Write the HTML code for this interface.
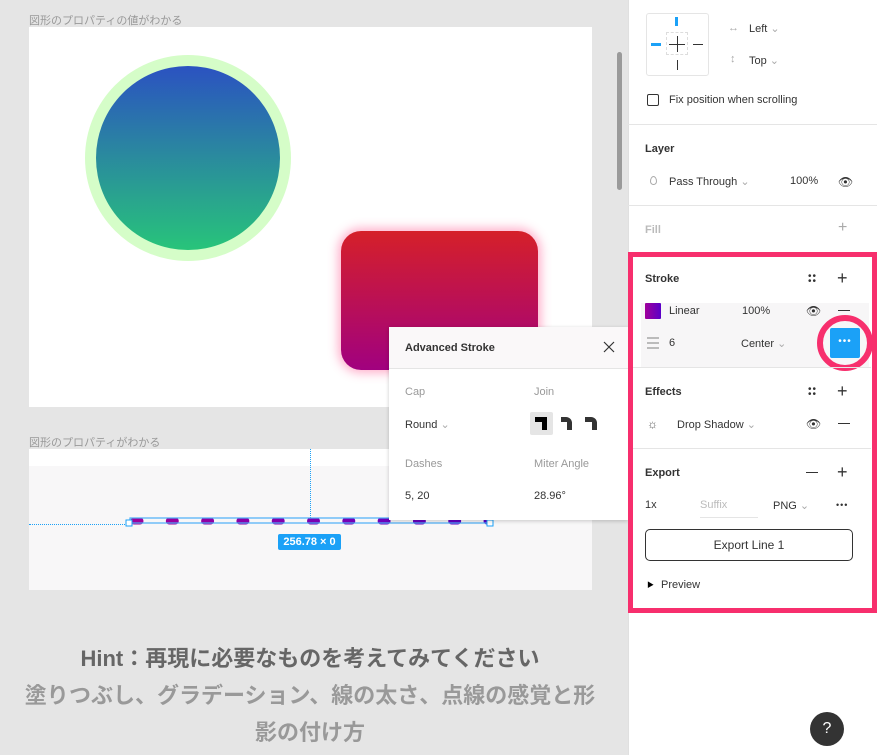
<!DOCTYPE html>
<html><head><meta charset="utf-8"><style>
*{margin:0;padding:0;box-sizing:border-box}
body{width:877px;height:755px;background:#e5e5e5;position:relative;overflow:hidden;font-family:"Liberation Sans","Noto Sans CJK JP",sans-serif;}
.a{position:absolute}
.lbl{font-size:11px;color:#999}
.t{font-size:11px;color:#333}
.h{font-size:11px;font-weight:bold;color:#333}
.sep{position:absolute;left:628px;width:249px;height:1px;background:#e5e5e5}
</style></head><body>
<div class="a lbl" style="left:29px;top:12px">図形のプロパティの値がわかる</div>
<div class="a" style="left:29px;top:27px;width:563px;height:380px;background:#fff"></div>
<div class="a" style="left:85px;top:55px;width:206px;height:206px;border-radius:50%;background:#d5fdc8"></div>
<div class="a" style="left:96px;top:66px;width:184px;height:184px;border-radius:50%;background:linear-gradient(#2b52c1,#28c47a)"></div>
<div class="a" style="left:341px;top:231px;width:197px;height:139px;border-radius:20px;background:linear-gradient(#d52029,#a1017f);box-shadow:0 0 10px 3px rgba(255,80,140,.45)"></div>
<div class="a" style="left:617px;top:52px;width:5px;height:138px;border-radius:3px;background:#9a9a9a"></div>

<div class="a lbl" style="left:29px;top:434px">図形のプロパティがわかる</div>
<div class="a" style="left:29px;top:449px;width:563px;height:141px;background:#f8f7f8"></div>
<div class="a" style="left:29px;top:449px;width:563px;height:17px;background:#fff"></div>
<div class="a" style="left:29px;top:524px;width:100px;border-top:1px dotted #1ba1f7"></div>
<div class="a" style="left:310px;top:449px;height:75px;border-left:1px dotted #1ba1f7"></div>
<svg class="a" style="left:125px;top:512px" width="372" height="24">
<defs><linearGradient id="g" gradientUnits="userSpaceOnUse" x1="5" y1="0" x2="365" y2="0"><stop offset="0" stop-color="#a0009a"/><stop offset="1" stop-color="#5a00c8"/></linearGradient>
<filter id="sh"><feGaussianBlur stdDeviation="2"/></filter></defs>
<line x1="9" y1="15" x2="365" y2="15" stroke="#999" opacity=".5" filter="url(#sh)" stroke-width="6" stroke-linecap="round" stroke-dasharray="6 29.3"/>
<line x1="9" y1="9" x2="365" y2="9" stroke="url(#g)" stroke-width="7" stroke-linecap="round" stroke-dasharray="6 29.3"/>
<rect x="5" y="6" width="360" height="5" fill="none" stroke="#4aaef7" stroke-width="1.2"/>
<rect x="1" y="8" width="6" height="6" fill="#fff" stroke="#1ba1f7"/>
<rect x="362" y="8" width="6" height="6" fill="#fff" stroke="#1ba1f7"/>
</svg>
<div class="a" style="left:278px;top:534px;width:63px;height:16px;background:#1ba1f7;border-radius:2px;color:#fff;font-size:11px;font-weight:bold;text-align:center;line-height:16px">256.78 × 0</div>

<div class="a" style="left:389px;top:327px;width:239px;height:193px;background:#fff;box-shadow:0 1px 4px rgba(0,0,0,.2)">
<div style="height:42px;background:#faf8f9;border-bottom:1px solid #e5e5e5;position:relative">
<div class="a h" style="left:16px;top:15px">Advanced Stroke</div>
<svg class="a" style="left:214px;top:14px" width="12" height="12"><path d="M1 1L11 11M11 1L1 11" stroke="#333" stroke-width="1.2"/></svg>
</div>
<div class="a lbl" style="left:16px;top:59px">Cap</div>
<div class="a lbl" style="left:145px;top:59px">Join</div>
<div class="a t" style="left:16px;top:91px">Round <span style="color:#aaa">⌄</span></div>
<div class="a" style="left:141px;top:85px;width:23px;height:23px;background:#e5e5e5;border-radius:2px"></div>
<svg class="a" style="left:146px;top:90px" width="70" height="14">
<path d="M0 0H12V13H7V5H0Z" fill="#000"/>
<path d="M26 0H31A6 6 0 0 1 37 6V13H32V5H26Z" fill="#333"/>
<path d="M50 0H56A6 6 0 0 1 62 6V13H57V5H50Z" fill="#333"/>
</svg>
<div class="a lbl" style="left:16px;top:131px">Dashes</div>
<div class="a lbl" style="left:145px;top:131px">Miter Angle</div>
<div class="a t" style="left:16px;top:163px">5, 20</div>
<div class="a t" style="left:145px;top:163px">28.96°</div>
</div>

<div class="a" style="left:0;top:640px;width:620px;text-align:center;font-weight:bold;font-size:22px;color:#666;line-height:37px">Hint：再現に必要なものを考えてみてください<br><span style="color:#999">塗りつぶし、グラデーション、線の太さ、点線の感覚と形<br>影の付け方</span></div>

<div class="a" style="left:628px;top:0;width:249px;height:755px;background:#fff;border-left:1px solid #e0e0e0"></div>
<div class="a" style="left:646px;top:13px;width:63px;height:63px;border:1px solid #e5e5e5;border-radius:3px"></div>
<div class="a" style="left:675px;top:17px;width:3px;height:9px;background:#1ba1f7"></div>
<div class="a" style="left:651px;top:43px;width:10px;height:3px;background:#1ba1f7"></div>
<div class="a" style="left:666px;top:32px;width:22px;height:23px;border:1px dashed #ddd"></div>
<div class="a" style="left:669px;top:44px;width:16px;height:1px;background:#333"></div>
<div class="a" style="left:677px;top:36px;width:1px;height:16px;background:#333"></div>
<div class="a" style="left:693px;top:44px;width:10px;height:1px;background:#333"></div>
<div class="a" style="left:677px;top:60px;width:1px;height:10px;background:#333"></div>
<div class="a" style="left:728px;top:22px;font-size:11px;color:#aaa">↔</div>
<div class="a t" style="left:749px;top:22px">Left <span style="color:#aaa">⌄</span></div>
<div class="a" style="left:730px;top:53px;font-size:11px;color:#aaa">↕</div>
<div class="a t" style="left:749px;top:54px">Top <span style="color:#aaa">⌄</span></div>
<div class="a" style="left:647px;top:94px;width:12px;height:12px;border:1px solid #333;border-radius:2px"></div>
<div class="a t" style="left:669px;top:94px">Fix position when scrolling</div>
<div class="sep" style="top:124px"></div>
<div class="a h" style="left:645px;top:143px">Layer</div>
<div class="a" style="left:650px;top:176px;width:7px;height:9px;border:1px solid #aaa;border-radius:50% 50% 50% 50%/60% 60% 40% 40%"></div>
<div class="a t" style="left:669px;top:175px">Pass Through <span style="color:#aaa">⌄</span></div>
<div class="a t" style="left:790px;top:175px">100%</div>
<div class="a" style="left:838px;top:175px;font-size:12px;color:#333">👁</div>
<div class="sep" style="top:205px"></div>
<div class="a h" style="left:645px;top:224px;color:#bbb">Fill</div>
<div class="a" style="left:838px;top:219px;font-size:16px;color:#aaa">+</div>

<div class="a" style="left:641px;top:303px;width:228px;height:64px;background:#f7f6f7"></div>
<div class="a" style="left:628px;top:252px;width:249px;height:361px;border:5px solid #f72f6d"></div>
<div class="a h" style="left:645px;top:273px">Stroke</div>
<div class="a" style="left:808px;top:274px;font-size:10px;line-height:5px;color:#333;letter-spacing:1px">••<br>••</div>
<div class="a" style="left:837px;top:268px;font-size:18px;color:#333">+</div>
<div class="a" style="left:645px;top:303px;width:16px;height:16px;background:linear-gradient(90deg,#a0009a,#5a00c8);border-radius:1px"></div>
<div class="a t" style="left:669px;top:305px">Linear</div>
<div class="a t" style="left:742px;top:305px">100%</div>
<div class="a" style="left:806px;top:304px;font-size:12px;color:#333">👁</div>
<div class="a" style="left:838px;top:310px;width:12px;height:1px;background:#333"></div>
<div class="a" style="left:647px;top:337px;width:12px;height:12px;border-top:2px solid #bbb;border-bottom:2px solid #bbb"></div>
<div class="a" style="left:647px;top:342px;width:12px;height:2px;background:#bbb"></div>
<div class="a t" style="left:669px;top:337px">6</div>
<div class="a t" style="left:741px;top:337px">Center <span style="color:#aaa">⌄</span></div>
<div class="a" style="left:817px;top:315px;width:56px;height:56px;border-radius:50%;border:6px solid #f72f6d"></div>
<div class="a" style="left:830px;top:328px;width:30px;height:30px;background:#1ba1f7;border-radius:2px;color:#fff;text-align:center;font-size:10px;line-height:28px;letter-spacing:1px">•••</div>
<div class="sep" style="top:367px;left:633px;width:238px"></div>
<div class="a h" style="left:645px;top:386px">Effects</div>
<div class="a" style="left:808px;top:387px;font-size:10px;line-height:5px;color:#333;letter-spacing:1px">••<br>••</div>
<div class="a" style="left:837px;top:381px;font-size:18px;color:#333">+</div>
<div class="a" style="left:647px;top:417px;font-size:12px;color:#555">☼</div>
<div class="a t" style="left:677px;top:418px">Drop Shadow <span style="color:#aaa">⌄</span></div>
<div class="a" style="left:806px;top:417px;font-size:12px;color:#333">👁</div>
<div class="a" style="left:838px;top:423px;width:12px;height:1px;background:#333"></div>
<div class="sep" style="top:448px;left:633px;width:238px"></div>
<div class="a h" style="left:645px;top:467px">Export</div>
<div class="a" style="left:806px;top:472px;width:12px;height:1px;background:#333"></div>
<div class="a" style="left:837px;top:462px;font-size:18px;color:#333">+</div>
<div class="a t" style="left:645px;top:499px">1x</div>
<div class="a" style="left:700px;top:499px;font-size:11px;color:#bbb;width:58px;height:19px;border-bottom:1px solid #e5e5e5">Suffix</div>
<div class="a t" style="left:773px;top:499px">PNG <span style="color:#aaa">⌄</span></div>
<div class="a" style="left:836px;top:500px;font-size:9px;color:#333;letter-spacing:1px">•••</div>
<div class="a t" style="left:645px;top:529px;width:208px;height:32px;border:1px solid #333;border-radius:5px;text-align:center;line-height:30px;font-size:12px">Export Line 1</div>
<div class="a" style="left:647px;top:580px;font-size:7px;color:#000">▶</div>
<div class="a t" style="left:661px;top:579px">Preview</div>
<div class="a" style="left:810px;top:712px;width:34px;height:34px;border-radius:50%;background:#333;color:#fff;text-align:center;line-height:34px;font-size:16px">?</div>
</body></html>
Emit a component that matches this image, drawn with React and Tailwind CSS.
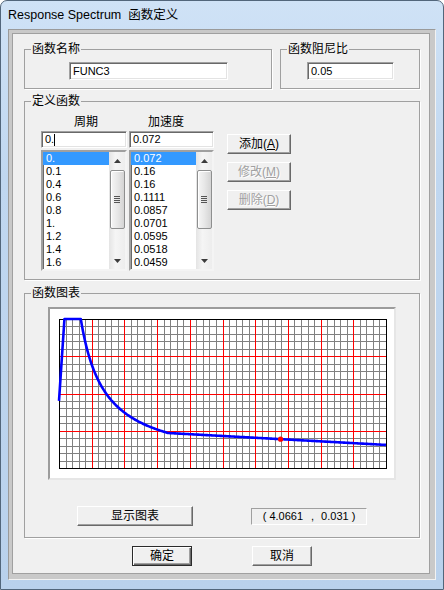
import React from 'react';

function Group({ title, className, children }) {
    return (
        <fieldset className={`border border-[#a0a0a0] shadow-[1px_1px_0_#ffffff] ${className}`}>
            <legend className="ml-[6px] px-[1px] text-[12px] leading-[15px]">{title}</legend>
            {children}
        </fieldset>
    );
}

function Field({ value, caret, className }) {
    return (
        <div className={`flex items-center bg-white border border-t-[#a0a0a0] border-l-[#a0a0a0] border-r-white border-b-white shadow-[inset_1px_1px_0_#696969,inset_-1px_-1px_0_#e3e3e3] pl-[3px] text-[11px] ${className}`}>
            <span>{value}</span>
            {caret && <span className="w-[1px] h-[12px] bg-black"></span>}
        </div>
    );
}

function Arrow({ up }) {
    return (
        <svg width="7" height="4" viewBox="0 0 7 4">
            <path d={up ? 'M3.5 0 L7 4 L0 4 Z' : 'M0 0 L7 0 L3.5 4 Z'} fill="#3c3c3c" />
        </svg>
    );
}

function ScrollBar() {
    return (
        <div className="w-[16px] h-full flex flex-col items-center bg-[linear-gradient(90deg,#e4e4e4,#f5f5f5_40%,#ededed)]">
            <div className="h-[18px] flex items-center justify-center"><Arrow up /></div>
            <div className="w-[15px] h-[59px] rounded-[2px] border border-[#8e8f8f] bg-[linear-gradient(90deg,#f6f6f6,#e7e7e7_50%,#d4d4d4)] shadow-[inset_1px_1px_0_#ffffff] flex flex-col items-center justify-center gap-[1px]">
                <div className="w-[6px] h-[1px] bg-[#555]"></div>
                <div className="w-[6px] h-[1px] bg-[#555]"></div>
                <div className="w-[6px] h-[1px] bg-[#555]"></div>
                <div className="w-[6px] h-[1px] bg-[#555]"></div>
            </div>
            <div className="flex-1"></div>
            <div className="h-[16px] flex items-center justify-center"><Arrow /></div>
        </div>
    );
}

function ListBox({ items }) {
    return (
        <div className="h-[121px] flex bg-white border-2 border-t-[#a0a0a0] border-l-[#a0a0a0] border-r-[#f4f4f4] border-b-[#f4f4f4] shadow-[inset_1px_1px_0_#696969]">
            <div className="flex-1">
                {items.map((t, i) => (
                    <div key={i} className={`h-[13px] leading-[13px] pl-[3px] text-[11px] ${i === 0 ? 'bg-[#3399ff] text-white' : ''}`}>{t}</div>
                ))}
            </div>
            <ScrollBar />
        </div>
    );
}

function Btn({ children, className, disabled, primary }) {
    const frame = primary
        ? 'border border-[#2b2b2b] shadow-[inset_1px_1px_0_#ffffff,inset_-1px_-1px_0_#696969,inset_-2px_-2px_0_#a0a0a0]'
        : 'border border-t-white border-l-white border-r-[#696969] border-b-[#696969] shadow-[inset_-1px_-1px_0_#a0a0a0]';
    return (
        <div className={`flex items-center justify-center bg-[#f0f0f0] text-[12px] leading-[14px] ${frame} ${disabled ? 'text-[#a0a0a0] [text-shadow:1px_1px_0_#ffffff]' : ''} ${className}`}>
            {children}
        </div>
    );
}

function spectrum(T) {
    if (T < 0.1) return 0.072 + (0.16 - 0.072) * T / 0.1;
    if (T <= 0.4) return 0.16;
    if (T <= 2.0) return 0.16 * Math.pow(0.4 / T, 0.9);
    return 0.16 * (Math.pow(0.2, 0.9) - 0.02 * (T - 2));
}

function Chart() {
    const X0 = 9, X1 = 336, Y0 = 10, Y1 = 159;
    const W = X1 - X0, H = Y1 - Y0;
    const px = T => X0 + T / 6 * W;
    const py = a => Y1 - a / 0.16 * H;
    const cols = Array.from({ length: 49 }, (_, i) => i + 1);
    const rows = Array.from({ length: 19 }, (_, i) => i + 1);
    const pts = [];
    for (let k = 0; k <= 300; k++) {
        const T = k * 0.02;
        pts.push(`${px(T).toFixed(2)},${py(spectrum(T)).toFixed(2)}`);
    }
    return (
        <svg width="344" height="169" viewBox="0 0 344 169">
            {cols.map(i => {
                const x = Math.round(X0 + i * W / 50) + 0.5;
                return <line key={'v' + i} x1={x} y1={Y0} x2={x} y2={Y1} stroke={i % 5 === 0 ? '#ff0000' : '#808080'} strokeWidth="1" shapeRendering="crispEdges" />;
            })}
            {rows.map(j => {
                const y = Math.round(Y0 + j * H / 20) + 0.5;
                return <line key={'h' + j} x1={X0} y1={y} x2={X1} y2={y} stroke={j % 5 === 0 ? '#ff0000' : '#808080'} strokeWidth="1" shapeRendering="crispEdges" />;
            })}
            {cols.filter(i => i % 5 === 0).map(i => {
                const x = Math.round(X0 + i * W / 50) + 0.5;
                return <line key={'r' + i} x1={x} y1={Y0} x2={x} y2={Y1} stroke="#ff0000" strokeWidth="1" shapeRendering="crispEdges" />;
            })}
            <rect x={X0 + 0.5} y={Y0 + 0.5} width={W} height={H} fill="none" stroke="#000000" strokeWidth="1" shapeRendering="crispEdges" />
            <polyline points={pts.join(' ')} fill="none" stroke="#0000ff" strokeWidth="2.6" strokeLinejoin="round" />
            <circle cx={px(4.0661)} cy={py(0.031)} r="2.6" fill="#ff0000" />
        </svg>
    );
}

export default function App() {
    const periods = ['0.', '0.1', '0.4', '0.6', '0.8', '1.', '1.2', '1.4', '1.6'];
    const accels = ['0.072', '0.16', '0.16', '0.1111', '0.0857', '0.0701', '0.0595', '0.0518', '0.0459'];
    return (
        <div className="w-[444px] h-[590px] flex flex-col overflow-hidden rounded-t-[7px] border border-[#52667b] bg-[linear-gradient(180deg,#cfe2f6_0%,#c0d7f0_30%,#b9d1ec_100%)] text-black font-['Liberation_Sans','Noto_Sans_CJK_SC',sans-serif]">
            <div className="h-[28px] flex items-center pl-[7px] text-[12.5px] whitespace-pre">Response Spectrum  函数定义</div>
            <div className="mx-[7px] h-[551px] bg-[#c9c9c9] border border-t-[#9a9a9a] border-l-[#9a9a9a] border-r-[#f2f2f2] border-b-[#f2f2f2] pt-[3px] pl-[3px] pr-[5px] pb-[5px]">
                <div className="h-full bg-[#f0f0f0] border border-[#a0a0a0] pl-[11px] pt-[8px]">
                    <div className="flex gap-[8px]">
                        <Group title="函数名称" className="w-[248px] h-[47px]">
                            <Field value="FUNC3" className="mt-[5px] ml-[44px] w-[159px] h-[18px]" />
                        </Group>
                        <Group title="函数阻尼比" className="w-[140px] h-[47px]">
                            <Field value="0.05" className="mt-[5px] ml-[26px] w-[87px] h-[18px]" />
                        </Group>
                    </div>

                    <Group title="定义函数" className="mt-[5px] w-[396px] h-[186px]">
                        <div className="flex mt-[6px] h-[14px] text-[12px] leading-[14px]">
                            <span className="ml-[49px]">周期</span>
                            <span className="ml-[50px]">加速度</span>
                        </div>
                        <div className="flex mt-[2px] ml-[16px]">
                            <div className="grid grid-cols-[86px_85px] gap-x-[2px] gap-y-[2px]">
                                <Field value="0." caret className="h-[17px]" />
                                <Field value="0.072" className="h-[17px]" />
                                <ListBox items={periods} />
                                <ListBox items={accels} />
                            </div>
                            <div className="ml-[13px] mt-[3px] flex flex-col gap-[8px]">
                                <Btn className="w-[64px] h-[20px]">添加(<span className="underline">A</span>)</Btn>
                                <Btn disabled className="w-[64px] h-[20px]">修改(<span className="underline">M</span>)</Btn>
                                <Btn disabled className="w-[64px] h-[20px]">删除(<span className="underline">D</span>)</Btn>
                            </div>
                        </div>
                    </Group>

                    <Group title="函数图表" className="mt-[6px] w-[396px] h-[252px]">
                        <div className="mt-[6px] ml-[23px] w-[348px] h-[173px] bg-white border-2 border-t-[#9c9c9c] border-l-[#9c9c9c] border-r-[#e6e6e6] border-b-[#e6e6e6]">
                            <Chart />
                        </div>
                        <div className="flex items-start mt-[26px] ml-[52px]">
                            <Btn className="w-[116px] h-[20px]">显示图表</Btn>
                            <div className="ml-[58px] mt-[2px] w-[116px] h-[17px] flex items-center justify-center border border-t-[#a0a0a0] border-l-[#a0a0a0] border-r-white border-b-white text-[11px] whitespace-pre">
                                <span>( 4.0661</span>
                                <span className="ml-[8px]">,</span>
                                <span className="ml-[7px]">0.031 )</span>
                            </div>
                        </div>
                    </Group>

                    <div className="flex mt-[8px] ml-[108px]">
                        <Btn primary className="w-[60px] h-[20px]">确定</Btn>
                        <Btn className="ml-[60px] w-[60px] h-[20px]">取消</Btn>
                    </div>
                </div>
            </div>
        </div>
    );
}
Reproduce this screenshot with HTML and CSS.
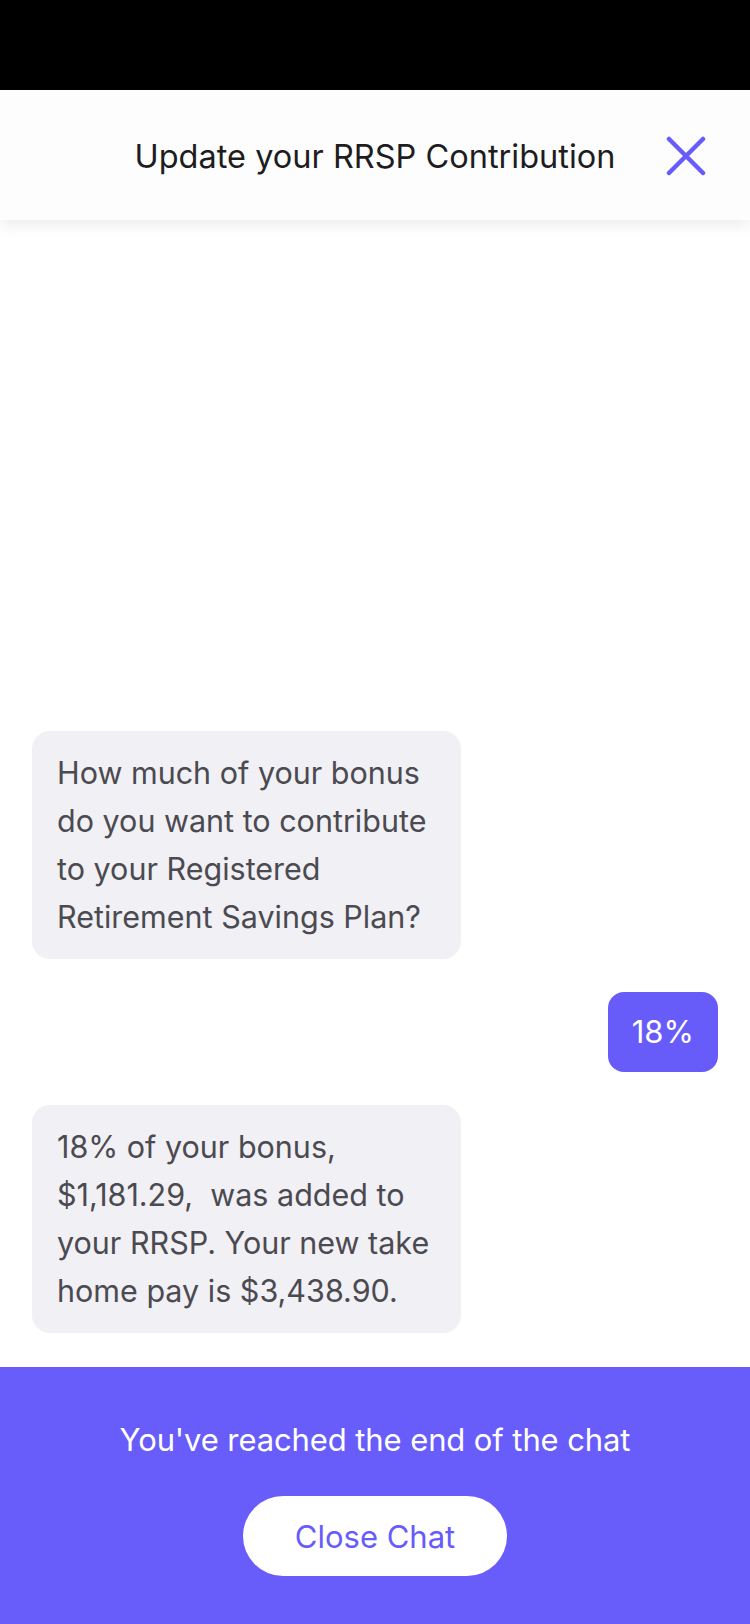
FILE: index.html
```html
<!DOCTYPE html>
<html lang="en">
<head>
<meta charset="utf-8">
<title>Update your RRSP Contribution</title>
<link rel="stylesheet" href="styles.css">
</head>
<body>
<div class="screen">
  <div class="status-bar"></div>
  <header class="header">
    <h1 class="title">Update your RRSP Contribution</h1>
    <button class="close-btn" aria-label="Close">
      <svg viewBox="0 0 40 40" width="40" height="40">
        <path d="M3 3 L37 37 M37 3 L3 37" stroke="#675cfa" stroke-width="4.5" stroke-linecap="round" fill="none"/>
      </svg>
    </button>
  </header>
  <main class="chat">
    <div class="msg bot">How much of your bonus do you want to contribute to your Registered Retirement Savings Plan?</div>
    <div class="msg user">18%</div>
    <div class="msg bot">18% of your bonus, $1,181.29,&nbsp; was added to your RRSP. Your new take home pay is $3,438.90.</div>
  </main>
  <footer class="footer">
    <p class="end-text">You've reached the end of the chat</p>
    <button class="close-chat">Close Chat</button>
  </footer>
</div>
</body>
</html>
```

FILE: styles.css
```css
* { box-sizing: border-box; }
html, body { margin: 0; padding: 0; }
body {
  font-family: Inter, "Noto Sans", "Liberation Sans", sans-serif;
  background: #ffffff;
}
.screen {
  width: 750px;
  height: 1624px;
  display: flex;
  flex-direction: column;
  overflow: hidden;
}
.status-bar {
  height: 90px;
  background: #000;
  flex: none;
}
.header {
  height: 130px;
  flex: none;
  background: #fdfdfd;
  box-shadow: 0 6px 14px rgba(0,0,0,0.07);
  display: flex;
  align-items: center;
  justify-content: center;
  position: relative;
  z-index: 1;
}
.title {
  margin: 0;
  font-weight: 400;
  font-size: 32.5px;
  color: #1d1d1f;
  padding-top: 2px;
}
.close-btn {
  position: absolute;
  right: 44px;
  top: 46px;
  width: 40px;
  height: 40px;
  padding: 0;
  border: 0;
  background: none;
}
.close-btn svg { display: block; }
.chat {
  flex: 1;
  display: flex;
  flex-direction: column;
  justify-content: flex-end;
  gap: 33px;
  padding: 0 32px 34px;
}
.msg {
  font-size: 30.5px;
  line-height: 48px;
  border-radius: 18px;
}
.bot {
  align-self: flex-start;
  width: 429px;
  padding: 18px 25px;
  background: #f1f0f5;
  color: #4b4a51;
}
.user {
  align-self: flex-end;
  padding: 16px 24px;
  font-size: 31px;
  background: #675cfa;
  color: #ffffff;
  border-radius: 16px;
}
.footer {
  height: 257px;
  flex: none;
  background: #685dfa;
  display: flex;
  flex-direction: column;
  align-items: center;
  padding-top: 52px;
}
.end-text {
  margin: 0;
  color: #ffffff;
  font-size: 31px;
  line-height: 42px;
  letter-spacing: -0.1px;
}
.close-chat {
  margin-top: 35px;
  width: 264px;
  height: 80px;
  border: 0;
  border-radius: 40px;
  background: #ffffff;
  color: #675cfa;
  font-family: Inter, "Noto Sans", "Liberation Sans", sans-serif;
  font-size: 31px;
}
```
....
Note each line of the entries that has "React" in it, and copy those lines.

RESPONSE TO THE EXERCISE ::
Emit a component that matches this image, drawn with React and Tailwind CSS.
import React from 'react';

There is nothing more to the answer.